The average 300% increase in challan rates is the second-most serious challenge and concern post the sudden hike in driving license fee. With due respect to the long term benefits this act envisions and will achieve by addressing/correcting the wrong attitude of the individuals/commercial vehicles on the road, few other things are yet to be questioned and need immediate attention. To be more specific, the 900% increase in challan (₹500–5000) against driving without license, on the one hand, is undoubtedly a step up towards road safety while driving, with a decrease in unprofessional, harmful and below 18 years drivers, but, on the other hand, it has led to an increase in barriers for women and their mobility. With the recent development,
Further, the educated volunteers, who have tried to help women/men to apply for the same, realized slot booking is a luck-based task. The servers are not working, and when they work, they provide a month or two month later slots for learning licenses, let alone driving license (permanent). Even when the public domain of slot booking shows slots for next week, they are not available at the user end. Now, the women/men who require driving licenses to work with us are supposed to wait for another two months to become eligible for the job role. On visiting RTO, they were sent back by saying there are a lot of individuals with licenses and were told not to worry. “We can’t give them slots”, they simply said.

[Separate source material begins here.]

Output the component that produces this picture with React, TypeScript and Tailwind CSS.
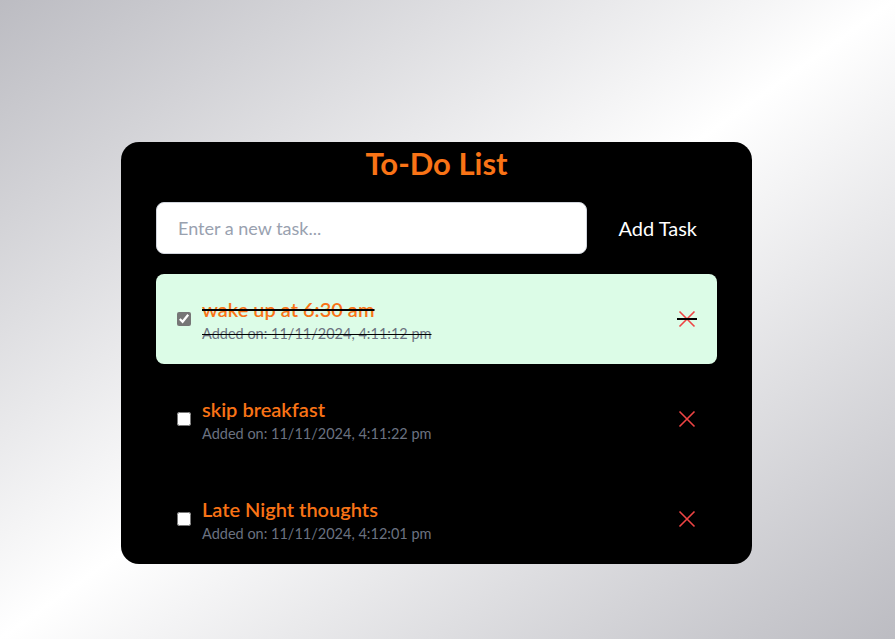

I wonder how these individuals will manage, as the current job crisis irrespective of gender is critical, and driving is a skill which helps these individuals earn their livelihood.
Now the questions I believe should be thought about before these changes/amendment are:
a) Were the RTOs structured or developed enough to take sudden increased demand/manage increased applications?
b) With only 0.3% spending of the total Ministry expenditure (budget 2019) on Road Safety in comparison to 6% by the U.S. federal government, how will we reduce the traffic fatalities? Road engineering errors, too, is another primary reason. What about that? What is the plan of action for the same?
c) Does spending on digital literacy campaigns to avoid corruption during learning licenses makes more sense? Could that have been a proposed solution?
d) Can spending on campaigns like “Driving License for all” help the nation with increased revenue, mobility and reduced corruption?
e) Are the public transports in place ensuring timely and smooth mobility of women and other unlicensed riders who will now use public transports as their new means to commute?
This whole event will only lead to an increase in corruption, illegal licenses, reduced mobility and workforce participation among women. And if we further do the gender check, adding to above problems, there will be a rise in fear and pressure by family on women to not to be on the road (to avoid challans and interaction with police), along with reductions in traffic rules violations (as planned). However, campaigns like Helmet assured done in other nations could also be used to achieve the target in hand.
We believe, any amendments should be done with a holistic perspective of development for all and that can be possible by understanding the challenges and needs of the individuals across class, gender and other concerned factors.